Integrated Care for IDD
Dion White, Center for Life Resources
AAIDD Texas Chapter President
Our wonderful friend and professional peer Maria Quintero, PhD, FAAIDD, recently provided a great presentation on “Intellectual Disability Services and Integrated Care.” Her presentation focused on many key elements and strategies surrounding integrated care and its specific effect in the field of Intellectual and Developmental Disability (I.D.D.) services. Much of the information I use is from her presentation along with my own insight in the current environment that is currently transforming our system across the State. As we move forward in looking for ways to provide the best possible services for individuals with a diagnosis of an Intellectual and Developmental Disability, education will become more important than ever before. The system to provide I.D.D. services across the State is in the process of major transformation. As integrated care becomes more of a reality in our delivery of services it will be important that individuals understand how to navigate through this new model and become empowered to make the best decision out of increased choices. The main goal of an integrated system is to provide comprehensive services that will address both the physical and behavioral needs of an individual.

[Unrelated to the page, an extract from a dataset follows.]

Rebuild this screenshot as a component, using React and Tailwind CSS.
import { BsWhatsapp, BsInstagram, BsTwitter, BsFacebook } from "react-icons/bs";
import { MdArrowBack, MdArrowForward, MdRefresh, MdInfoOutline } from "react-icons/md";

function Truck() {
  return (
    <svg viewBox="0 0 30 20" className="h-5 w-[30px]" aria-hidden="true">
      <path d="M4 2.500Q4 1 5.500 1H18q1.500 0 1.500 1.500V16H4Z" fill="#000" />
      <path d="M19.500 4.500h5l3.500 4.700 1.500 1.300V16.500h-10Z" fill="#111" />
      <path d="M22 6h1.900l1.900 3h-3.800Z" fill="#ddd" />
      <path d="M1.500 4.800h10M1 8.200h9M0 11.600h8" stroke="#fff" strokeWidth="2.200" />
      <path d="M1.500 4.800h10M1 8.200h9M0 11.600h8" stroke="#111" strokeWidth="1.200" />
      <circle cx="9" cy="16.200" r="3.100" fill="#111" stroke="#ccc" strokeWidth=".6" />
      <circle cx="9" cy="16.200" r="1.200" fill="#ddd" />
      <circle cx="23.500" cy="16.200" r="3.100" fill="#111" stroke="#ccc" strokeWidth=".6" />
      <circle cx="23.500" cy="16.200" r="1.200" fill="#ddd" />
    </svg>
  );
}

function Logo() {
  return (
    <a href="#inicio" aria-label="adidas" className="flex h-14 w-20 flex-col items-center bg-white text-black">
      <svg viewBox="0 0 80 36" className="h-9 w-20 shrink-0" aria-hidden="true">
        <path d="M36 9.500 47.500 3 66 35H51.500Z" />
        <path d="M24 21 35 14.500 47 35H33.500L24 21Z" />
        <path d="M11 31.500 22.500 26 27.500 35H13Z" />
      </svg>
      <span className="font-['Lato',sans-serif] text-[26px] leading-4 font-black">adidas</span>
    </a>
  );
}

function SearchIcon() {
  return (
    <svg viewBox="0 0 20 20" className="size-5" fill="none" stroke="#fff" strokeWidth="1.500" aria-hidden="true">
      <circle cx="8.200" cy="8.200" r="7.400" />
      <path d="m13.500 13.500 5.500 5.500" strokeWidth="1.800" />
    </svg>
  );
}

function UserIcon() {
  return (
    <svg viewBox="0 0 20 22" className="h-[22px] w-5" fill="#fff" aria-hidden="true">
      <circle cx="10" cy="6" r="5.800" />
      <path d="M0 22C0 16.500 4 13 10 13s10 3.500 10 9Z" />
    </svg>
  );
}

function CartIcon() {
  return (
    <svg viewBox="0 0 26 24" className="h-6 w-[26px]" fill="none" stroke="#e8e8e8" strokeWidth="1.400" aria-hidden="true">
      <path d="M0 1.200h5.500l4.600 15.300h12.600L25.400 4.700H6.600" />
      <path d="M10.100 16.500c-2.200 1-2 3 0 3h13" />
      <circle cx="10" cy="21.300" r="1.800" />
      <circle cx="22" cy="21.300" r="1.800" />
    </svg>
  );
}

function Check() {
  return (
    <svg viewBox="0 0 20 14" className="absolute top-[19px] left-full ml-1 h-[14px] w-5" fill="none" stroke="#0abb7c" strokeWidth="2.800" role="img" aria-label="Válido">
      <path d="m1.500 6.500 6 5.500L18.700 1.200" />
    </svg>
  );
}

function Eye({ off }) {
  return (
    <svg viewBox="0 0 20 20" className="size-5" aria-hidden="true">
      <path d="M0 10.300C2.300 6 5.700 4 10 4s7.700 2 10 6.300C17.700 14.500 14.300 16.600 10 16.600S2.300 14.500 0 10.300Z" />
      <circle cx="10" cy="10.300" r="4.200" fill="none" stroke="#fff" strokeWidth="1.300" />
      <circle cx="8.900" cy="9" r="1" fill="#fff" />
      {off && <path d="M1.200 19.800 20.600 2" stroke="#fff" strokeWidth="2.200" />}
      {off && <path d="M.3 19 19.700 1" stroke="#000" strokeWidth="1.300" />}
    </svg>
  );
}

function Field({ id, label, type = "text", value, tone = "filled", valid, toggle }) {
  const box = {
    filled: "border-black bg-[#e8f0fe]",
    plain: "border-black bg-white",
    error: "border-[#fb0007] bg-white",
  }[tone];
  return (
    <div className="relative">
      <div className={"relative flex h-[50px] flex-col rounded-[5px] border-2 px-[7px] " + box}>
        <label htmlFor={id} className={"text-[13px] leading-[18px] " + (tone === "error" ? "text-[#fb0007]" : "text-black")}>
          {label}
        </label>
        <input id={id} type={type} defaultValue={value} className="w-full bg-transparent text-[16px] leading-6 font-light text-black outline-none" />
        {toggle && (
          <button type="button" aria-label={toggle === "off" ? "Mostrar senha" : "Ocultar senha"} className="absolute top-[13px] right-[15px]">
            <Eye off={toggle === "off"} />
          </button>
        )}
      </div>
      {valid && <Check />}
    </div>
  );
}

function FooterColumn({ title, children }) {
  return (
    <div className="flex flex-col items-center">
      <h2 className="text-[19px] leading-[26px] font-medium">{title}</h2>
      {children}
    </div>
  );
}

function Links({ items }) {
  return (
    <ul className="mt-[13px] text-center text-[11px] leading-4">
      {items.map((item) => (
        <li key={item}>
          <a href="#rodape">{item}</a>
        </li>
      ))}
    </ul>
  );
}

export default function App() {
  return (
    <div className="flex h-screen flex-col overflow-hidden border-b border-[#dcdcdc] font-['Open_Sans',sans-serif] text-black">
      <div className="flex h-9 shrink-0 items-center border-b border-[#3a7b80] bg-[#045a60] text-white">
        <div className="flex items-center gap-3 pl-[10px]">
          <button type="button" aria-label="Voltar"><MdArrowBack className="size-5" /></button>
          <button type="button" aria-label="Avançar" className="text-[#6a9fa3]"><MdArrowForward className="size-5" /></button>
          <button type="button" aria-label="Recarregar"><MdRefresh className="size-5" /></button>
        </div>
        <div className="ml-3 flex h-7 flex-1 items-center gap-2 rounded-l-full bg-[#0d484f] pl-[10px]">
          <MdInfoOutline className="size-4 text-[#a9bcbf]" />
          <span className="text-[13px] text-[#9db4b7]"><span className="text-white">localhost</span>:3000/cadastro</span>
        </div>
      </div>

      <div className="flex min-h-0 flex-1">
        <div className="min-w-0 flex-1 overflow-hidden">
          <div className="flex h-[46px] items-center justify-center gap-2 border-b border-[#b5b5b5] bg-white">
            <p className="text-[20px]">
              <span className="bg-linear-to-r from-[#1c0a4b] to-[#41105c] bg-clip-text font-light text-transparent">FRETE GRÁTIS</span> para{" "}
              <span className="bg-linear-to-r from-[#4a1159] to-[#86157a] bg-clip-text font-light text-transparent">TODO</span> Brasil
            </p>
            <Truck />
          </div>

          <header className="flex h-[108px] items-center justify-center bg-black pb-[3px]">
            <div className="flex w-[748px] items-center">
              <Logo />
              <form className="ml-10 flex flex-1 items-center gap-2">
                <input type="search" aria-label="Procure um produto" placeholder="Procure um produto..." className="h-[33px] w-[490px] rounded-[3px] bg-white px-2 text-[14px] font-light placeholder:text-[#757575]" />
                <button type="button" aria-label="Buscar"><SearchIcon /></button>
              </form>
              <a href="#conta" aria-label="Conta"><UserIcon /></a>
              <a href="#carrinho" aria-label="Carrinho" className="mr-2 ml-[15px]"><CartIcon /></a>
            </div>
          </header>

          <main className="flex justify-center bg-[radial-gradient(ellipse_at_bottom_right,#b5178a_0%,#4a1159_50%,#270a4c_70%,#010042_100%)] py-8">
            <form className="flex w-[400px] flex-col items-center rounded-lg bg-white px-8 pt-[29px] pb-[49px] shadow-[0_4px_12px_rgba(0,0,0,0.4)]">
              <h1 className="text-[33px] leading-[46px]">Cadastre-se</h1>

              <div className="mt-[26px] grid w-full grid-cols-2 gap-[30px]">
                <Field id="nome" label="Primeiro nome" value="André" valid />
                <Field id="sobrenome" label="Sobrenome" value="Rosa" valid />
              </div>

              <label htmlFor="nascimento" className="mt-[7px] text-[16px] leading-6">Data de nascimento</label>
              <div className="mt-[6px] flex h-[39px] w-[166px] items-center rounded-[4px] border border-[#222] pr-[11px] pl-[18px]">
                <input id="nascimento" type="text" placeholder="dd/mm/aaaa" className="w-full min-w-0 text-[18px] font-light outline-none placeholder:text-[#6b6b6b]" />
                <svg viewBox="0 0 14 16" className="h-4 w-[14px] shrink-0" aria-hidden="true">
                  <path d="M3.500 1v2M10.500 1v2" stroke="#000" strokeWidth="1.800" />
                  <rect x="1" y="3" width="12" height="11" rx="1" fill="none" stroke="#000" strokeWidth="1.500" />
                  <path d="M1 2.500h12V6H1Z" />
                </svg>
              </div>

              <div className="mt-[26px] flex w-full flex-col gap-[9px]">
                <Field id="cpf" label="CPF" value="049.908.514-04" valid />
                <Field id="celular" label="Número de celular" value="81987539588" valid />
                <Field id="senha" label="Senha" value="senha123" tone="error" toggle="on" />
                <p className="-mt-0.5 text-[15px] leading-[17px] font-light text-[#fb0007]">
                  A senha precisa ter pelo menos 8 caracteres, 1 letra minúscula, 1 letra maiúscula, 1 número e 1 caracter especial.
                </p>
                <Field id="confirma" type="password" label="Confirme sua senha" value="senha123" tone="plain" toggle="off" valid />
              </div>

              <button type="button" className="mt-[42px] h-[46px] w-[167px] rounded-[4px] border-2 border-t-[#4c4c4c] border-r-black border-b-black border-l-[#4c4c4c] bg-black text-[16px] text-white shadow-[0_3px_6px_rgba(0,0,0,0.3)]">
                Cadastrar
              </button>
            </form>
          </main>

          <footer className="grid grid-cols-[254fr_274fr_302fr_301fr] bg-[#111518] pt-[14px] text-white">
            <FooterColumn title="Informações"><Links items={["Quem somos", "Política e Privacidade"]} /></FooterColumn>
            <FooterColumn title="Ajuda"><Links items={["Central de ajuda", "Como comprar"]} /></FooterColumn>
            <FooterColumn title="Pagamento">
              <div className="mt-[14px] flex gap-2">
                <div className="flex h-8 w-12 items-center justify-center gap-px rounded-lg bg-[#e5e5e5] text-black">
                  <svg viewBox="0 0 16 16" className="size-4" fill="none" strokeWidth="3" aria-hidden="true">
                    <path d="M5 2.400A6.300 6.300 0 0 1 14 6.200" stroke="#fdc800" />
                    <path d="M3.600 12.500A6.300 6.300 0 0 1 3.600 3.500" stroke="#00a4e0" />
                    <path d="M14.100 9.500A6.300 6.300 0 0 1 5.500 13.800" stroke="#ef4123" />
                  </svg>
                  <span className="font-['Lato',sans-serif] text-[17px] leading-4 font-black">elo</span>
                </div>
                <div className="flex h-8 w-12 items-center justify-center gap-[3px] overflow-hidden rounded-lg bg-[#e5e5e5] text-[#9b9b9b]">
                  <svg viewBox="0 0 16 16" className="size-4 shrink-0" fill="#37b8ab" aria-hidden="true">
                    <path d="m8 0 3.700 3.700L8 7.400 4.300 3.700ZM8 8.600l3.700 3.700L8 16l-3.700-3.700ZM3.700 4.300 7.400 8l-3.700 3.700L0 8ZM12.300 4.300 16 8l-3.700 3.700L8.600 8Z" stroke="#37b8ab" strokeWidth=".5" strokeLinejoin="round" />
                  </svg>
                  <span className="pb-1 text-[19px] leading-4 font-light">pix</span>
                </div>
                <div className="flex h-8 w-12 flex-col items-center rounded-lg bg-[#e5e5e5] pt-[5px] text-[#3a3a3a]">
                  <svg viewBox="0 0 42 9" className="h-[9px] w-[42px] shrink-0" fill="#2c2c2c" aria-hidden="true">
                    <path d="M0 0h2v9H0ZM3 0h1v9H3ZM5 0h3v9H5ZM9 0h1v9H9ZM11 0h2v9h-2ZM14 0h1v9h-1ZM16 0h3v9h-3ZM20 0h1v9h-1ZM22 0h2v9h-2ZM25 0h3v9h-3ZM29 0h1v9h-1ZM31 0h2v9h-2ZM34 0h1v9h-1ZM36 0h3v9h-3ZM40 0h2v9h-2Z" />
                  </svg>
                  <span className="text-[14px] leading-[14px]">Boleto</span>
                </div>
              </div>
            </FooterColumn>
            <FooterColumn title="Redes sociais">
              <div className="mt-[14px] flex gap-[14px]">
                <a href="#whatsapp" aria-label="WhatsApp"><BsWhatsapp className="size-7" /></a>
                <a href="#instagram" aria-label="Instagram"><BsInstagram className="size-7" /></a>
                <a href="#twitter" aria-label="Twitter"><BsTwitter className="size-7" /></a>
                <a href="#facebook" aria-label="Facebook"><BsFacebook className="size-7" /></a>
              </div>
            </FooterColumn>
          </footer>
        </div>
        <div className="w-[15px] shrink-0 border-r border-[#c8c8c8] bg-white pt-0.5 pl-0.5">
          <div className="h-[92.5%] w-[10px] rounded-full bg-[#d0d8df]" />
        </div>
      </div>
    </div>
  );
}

Coordination of services will be paramount for that individual as he or she or that person’s advocate determines the best solution for long term supports. When speaking about integrated care specific to I.D.D services there are some key points which must be considered. There are greater physical health issues. This is based primarily that in the field of I.D.D. services most individuals have greater health needs and those needs exist for a longer period of time. There is also a greater risk for the need of mental health services. The last point deals with the condition of I.D.D. itself. Depending on who you ask the definition of this condition will vary from a disease, sickness or illness. It is common for different associations or HMO’s etc… to categorize the condition of I.D.D. differently from one another.

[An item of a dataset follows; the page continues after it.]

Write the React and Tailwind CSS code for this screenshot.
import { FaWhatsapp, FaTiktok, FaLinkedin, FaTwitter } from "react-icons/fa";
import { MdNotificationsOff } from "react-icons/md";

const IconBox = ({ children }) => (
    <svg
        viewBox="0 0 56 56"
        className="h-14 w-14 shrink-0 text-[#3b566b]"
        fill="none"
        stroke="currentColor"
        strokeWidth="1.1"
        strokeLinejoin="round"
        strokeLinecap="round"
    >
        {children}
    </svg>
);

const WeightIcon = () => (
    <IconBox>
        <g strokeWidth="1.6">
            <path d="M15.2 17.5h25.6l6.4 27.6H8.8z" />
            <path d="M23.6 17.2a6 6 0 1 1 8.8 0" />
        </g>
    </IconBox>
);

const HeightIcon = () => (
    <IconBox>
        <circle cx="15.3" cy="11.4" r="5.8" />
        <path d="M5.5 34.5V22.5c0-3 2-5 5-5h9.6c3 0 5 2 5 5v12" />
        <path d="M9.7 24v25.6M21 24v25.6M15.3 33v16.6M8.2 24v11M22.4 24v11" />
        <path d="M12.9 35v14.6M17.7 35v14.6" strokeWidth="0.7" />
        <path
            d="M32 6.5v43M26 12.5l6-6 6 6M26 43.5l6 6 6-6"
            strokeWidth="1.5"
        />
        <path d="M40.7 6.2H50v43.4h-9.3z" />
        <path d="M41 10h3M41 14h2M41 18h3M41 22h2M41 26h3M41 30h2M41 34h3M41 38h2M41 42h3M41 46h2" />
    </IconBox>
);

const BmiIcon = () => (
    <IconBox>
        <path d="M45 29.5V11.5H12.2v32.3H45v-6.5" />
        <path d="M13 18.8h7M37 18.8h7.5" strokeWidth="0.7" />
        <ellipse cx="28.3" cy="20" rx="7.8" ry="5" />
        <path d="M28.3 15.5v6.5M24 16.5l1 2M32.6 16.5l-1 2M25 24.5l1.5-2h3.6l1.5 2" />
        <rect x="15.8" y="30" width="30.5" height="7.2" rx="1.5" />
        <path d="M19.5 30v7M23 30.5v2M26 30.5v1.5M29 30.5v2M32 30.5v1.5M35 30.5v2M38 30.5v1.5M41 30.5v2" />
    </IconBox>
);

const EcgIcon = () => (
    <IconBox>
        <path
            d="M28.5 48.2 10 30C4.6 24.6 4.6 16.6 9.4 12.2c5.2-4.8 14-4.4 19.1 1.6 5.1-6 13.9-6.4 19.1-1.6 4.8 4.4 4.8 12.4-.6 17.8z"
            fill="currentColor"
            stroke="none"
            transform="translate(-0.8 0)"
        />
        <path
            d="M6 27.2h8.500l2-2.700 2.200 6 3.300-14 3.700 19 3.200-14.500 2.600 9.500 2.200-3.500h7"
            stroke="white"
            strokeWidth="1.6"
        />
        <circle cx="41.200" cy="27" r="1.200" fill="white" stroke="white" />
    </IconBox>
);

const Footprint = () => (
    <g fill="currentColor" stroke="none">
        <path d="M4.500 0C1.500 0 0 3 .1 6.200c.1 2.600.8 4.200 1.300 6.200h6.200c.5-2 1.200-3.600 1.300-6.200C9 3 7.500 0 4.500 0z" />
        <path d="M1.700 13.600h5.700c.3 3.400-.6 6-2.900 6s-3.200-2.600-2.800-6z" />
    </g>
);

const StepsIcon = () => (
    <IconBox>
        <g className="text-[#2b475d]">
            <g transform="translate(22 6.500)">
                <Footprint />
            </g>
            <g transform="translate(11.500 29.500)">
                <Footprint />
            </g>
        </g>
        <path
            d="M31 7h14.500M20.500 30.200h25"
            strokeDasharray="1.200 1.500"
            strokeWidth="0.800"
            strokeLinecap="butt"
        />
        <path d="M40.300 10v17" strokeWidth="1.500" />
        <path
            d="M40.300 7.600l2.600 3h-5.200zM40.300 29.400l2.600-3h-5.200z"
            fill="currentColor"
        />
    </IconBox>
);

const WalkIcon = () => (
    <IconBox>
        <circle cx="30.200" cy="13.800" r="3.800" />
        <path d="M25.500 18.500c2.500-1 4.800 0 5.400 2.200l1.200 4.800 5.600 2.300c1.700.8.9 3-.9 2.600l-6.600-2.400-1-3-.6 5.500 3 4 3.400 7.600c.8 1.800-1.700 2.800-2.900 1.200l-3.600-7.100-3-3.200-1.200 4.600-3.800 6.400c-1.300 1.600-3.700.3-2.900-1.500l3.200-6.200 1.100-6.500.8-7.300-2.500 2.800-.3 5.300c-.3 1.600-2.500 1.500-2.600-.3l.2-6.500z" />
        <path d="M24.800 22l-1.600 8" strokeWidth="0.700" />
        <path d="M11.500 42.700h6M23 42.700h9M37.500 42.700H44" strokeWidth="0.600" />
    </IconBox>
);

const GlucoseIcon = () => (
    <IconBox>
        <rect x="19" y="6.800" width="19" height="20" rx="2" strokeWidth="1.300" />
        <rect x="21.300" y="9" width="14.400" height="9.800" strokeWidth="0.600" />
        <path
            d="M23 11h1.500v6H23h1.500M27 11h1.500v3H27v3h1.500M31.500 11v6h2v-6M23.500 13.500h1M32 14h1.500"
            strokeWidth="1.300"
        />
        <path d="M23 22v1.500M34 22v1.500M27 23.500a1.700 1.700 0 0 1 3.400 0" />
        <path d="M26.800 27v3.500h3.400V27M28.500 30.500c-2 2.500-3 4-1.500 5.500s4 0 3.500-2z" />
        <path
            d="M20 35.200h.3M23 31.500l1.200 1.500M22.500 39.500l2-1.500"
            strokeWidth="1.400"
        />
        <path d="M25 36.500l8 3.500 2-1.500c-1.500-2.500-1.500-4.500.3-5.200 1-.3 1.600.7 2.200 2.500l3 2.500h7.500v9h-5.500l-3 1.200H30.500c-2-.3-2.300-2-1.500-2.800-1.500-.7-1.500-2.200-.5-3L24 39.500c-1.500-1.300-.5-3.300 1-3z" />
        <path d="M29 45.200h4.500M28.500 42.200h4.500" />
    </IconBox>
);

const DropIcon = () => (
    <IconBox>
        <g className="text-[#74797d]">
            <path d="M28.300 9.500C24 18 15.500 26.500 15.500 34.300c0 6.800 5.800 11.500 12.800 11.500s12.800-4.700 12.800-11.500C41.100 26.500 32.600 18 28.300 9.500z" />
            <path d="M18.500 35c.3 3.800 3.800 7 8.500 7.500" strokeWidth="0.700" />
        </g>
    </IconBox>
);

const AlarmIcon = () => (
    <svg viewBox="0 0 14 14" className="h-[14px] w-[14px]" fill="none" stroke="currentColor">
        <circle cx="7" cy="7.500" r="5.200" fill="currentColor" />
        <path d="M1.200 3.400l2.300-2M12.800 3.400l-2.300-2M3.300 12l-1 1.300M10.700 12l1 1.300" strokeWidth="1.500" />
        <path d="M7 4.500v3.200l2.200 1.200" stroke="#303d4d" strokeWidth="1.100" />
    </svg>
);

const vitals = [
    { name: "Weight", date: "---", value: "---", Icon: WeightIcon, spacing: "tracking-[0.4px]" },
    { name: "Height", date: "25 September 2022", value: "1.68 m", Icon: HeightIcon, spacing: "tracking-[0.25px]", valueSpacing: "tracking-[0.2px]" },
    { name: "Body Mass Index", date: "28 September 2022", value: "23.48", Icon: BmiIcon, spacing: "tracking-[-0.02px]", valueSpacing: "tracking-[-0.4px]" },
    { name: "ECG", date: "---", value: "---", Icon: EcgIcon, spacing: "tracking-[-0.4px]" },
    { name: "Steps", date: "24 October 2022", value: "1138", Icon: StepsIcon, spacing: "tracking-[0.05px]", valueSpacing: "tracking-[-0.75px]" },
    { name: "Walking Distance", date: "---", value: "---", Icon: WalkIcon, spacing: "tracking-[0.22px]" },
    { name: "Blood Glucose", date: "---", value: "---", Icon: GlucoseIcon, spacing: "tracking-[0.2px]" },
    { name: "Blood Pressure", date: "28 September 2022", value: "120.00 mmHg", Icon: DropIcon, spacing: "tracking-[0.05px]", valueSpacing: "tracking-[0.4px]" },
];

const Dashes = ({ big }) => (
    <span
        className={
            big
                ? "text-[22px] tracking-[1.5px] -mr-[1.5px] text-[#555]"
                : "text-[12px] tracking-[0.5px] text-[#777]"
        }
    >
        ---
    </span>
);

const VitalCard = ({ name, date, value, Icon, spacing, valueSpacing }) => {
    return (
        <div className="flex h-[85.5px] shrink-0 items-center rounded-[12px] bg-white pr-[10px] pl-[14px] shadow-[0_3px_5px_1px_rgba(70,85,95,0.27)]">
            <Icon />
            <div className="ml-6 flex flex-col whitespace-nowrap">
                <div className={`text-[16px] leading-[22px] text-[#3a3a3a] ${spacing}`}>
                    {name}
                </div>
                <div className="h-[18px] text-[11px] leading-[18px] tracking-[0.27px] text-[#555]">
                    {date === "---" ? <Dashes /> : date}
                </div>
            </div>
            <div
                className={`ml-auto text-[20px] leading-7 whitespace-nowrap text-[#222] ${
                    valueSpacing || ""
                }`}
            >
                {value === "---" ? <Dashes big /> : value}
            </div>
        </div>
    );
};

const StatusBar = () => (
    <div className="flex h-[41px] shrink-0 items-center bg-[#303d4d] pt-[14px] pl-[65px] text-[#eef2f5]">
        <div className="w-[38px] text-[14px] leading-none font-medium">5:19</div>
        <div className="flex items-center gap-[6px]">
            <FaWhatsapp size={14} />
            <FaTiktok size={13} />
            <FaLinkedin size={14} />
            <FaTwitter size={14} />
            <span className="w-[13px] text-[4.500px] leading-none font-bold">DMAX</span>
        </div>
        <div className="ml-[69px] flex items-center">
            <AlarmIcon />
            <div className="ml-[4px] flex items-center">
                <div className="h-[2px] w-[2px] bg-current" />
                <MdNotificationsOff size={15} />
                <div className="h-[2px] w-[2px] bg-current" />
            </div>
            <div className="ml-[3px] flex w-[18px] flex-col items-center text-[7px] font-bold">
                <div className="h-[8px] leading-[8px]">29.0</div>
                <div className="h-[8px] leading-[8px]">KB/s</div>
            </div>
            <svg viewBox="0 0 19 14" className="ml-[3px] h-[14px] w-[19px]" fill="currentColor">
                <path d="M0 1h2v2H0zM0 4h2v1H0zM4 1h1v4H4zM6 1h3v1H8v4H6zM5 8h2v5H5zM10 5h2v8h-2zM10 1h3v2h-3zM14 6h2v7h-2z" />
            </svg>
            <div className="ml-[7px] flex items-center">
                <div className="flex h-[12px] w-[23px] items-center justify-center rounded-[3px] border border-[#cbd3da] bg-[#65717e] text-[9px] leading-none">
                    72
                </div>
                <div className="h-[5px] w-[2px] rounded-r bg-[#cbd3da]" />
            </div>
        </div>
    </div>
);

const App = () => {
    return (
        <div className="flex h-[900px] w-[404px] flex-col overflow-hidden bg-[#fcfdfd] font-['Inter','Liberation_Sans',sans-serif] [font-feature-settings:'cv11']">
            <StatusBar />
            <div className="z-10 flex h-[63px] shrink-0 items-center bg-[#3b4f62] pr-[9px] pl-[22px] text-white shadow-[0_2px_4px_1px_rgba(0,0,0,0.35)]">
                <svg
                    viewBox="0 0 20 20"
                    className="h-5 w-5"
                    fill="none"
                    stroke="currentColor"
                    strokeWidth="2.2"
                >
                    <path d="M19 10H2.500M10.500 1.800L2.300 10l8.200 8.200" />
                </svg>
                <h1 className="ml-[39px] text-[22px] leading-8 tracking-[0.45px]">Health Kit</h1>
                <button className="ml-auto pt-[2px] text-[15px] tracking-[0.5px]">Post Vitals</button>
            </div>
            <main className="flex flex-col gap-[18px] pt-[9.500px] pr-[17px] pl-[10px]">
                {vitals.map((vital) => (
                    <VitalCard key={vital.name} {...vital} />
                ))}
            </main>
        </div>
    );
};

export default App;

As we move forward there is a transition happening from an institutional setting and atmosphere of care to a more individualized and community integrated setting of services. A major concern of many in our field is that there is not enough specialists or clinicians trained in the field of I.D.D. This brings up the concern that the within the existing system of integrated care there may be a reluctance to serve this population.
The main objective will be increasing our knowledge of the current integrated care environment. All service providers, individuals, advocates, and family members will need to make a priority to learn as much as possible about the integrated model. Be proactive and speak to all clinicians, doctors, nurses or other health care professionals working with an individual. We need to insure there is a clear line of communication between all individuals as we move forward in this new comprehensive approach of health care. Be proactive and ask questions when we are confused or unsure of what is going to happen in service delivery. Last we need to be fluid and ready for change. As the system of care transforms there will be additional changes and we must be ready to change with them as quickly as possible without hindering the services provided.